It's pretty much looking like anything can be extracted from language. Some harder than others for sure but with enough scale it does look like eventually everything falls. Text only GPT-4 has a pretty solid understanding of space that 3.5 definitely lacks. You can see more thorough experiments in the microsoft agi paper where they test it's ability to track the visual space of a maze.
There is such a thing as a text only GPT-4 lol. It wasn't trained to be multimodal from scratch. First a text only version was trained and then it was made multimodal somehow ( the details are unknown but making a text only LLM multimodal isn't new e.g Palm, Flamingo, Blip-2, Fromage). The text only version exists and is what the microsoft researchers had access to.

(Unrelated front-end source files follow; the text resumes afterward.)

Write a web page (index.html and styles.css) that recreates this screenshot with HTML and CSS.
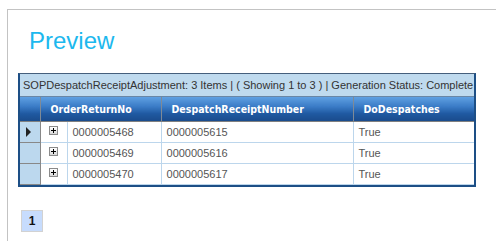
FILE: index.html
```html
<!DOCTYPE html>
<html lang="en">
<head>
    <meta charset="UTF-8">
    <title>Preview</title>
    <link rel="stylesheet" href="styles.css">
</head>
<body>
    <div class="panel">
        <h1 class="page-title">Preview</h1>

        <div class="grid">
            <div class="grid-caption">SOPDespatchReceiptAdjustment: 3 Items | ( Showing 1 to 3 ) | Generation Status: Complete</div>
            <table class="grid-table">
                <colgroup>
                    <col class="col-selector">
                    <col class="col-expand">
                    <col class="col-order">
                    <col class="col-receipt">
                    <col>
                </colgroup>
                <thead>
                    <tr>
                        <th class="selector"></th>
                        <th colspan="2">OrderReturnNo</th>
                        <th>DespatchReceiptNumber</th>
                        <th>DoDespatches</th>
                    </tr>
                </thead>
                <tbody>
                    <tr>
                        <td class="selector"><span class="current-arrow"></span></td>
                        <td class="expand"><span class="plus-box"></span></td>
                        <td>0000005468</td>
                        <td>0000005615</td>
                        <td>True</td>
                    </tr>
                    <tr>
                        <td class="selector"></td>
                        <td class="expand"><span class="plus-box"></span></td>
                        <td>0000005469</td>
                        <td>0000005616</td>
                        <td>True</td>
                    </tr>
                    <tr>
                        <td class="selector"></td>
                        <td class="expand"><span class="plus-box"></span></td>
                        <td>0000005470</td>
                        <td>0000005617</td>
                        <td>True</td>
                    </tr>
                </tbody>
            </table>
        </div>

        <div class="pager">
            <span class="page current">1</span>
        </div>
    </div>
</body>
</html>
```

FILE: styles.css
```css
body {
    margin: 0;
    background-color: #ffffff;
    font-family: "Liberation Sans", Arial, sans-serif;
}

.panel {
    margin: 9px 0 0 7px;
    width: 478px;
    height: 231px;
    border-top: 1px solid #c3c3c3;
    border-left: 1px solid #c3c3c3;
    padding: 0 0 0 10px;
}

.page-title {
    margin: 0;
    padding: 17px 0 0 11px;
    height: 63px;
    box-sizing: border-box;
    font-size: 24px;
    font-weight: normal;
    line-height: 28px;
    color: #1cb8ee;
}

.grid {
    width: 454px;
    border-top: 1px solid #455f7c;
    border-left: 2px solid #1d4f86;
    border-right: 2px solid #1d4f86;
    border-bottom: 2px solid #1d4f86;
}

.grid-caption {
    height: 22px;
    line-height: 22px;
    padding-left: 3px;
    background-color: #bfdaee;
    border-bottom: 1px solid #6a87a6;
    color: #333333;
    font-size: 11px;
    white-space: nowrap;
    overflow: hidden;
}

.grid-table {
    width: 100%;
    border-collapse: collapse;
    table-layout: fixed;
    font-size: 11px;
}

.col-selector { width: 20px; }
.col-expand { width: 27px; }
.col-order { width: 94px; }
.col-receipt { width: 192px; }

.grid-table th {
    height: 24px;
    padding: 0 0 0 10px;
    text-align: left;
    color: #ffffff;
    font-family: "DejaVu Sans Condensed", "DejaVu Sans", sans-serif;
    font-weight: bold;
    font-size: 10.5px;
    background: linear-gradient(#5fa0e2, #3a7bc6 40%, #1f59a1 70%, #1a4c8c);
    border-right: 1px solid #7f8a96;
    border-bottom: 1px solid #808080;
}

.grid-table th:last-child {
    border-right: none;
}

.grid-table td {
    height: 20px;
    padding: 0 0 0 5px;
    color: #555555;
    border-right: 1px solid #bcd6ec;
    border-bottom: 1px solid #bcd6ec;
}

.grid-table td:last-child {
    border-right: none;
}

.grid-table td.selector {
    padding: 0;
    background-color: #bcd8ee;
    border-right: 1px solid #888888;
    border-bottom: 1px solid #888888;
}

.grid-table td.expand {
    padding: 0 0 0 8px;
}

.current-arrow {
    display: block;
    width: 0;
    height: 0;
    margin-left: 6px;
    border-top: 5px solid transparent;
    border-bottom: 5px solid transparent;
    border-left: 5px solid #222222;
}

.plus-box {
    display: block;
    position: relative;
    width: 7px;
    height: 7px;
    margin-top: -3px;
    border: 1px solid #8a8a8a;
    background: linear-gradient(#ffffff, #d8d8d8);
}

.plus-box::before,
.plus-box::after {
    content: "";
    position: absolute;
    background-color: #000000;
}

.plus-box::before {
    left: 1px;
    top: 3px;
    width: 5px;
    height: 1px;
}

.plus-box::after {
    left: 3px;
    top: 1px;
    width: 1px;
    height: 5px;
}

.pager {
    margin: 23px 0 0 3px;
}

.page {
    display: inline-block;
    width: 20px;
    height: 20px;
    line-height: 20px;
    text-align: center;
    font-size: 12px;
    font-weight: bold;
    color: #111111;
    background-color: #c7dcfd;
    border: 1px solid #d2d2d2;
}
```
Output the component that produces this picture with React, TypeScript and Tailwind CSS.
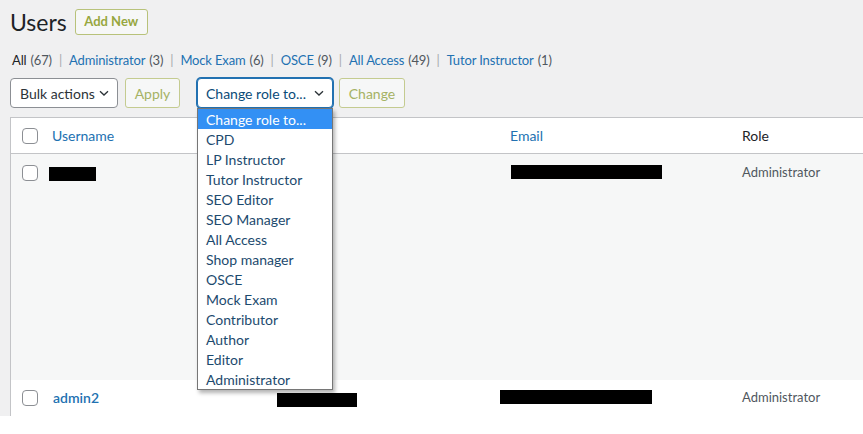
import React from "react";

const font = { fontFamily: 'Lato, "Open Sans", sans-serif' };

function Chevron() {
  return (
    <svg width="12" height="12" viewBox="0 0 12 12" className="ml-auto shrink-0">
      <path d="M2 4.2 L6 8 L10 4.2" fill="none" stroke="#2c3338" strokeWidth="1.3" />
    </svg>
  );
}

function Box() {
  return <span className="block h-4 w-4 rounded-[4px] border border-[#8c8f94] bg-white" />;
}

function Redact({ w }: { w: number }) {
  return <span className="block h-[14px] bg-black" style={{ width: w }} />;
}

const roles = [
  "Change role to...",
  "CPD",
  "LP Instructor",
  "Tutor Instructor",
  "SEO Editor",
  "SEO Manager",
  "All Access",
  "Shop manager",
  "OSCE",
  "Mock Exam",
  "Contributor",
  "Author",
  "Editor",
  "Administrator",
];

const filters: [string, number][] = [
  ["Administrator", 3],
  ["Mock Exam", 6],
  ["OSCE", 9],
  ["All Access", 49],
  ["Tutor Instructor", 1],
];

export default function App() {
  return (
    <div className="h-[434px] w-[863px] overflow-hidden bg-white whitespace-nowrap" style={font}>
      <div className="h-[416px] bg-[#f0f0f1] pl-[10px] pt-[9px]">
        {/* heading */}
        <div className="flex h-[26px] items-center">
          <h1 className="text-[23px] leading-none text-[#1d2327]">Users</h1>
          <button className="ml-[8px] h-[26px] w-[73px] rounded-[3px] border border-[#b8c27a] bg-[#f6f7f7] text-[13px] font-bold text-[#97a740]">
            Add New
          </button>
        </div>

        {/* role filters */}
        <div className="mt-[16px] flex h-[20px] items-center pl-[2px] text-[13px] tracking-[-0.15px] text-[#50575e]">
          <span className="text-[#1d2327]">All</span>
          <span className="ml-[4px]">(67)</span>
          {filters.map(([label, n]) => (
            <React.Fragment key={label}>
              <span className="mx-[7px] text-[#a7aaad]">|</span>
              <span className="text-[#2271b1]">{label}</span>
              <span className="ml-[4px]">({n})</span>
            </React.Fragment>
          ))}
        </div>

        {/* bulk actions */}
        <div className="mt-[7px] flex h-[30px] items-center">
          <div className="flex h-[30px] w-[108px] items-center rounded-[4px] border border-[#8c8f94] bg-white pl-[9px] pr-[7px] text-[14px] text-[#2c3338]">
            Bulk actions
            <Chevron />
          </div>
          <button className="ml-[7px] h-[30px] w-[55px] rounded-[3px] border border-[#c4cb90] bg-[#f6f7f7] text-[14px] text-[#a5b264]">
            Apply
          </button>
          <div className="relative ml-[17px]">
            <div className="flex h-[30px] w-[136px] items-center rounded-[4px] border border-[#2271b1] bg-white pl-[8px] pr-[7px] text-[14px] text-[#0a4b78] shadow-[0_0_0_1px_#2271b1]">
              Change role to...
              <Chevron />
            </div>
            <ul className="absolute left-0 top-[30px] z-10 w-[136px] border border-[#767676] bg-white text-[14px] text-[#1c4a6e] shadow-[2px_3px_4px_rgba(0,0,0,0.3)]">
              {roles.map((r, i) => (
                <li
                  key={r}
                  className={
                    "flex h-[20px] items-center pl-[8px] " +
                    (i === 0 ? "bg-[#3390f4] text-white" : "")
                  }
                >
                  {r}
                </li>
              ))}
            </ul>
          </div>
          <button className="ml-[6px] h-[30px] w-[66px] rounded-[3px] border border-[#c4cb90] bg-[#f6f7f7] text-[14px] text-[#a5b264]">
            Change
          </button>
        </div>

        {/* users table */}
        <div className="mt-[9px] border-l border-t border-[#c3c4c7] text-[14px]">
          <div className="grid h-[36px] grid-cols-[31px_225px_233px_232px_1fr] items-center border-b border-[#c3c4c7] bg-white">
            <div className="pl-[11px]">
              <Box />
            </div>
            <div className="pl-[10px] text-[#2271b1]">Username</div>
            <div />
            <div className="pl-[10px] text-[#2271b1]">Email</div>
            <div className="pl-[10px] text-[#1d2327]">Role</div>
          </div>

          <div className="grid h-[226px] grid-cols-[31px_225px_233px_232px_1fr] items-start bg-[#f6f7f7] pt-[11px]">
            <div className="pl-[11px]">
              <Box />
            </div>
            <div className="pl-[7px] pt-[2px]">
              <Redact w={47} />
            </div>
            <div />
            <div className="pl-[11px]">
              <Redact w={151} />
            </div>
            <div className="pl-[10px] text-[13px] leading-[14px] text-[#50575e]">Administrator</div>
          </div>

          <div className="grid h-[36px] grid-cols-[31px_225px_233px_232px_1fr] items-center bg-white">
            <div className="pl-[11px]">
              <Box />
            </div>
            <div className="pb-[2px] pl-[11px] text-[14px] font-semibold text-[#2271b1]">admin2</div>
            <div className="pl-[10px] pt-[4px]">
              <Redact w={80} />
            </div>
            <div className="pb-[2px]">
              <Redact w={152} />
            </div>
            <div className="pl-[10px] text-[13px] text-[#50575e]">Administrator</div>
          </div>
        </div>
      </div>
    </div>
  );
}
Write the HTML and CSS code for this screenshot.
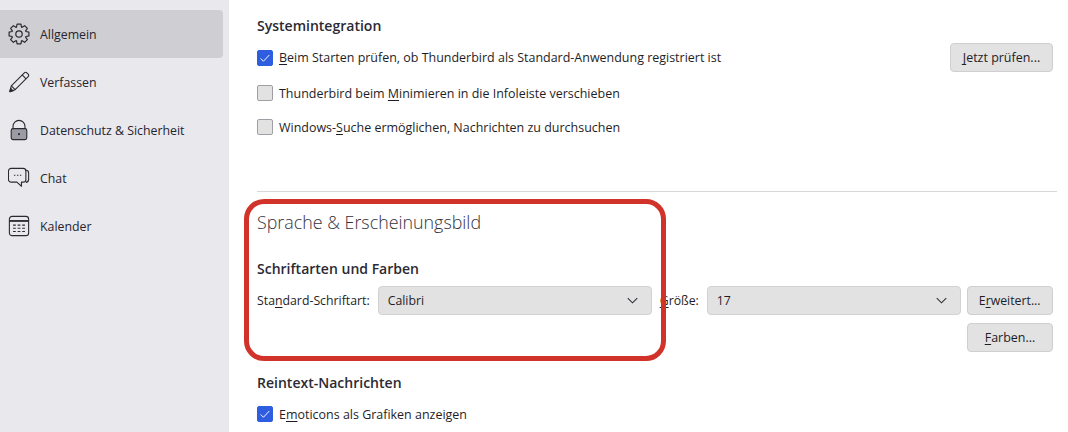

It has been, it was in the Microsoft research paper "Sparks of AGI". You can watch the lead author of the paper, Sebastien Bubeck, present it here: https://youtu.be/qbIk7-JPB2c
It's a good video for understanding GPT-4 as a "What are we sure that LLMs are technically capable of?" exercise. As he notes in the video right at the start, the model was made safe and thus has significantly lower performance in the public release, so the examples he shows aren't replicable in the different model the public has access to.
I see that you are probably referring to the claim at 4:30... but I'm not sure he is actually saying that the early model had no text capability or if it merely was not something they were given access to.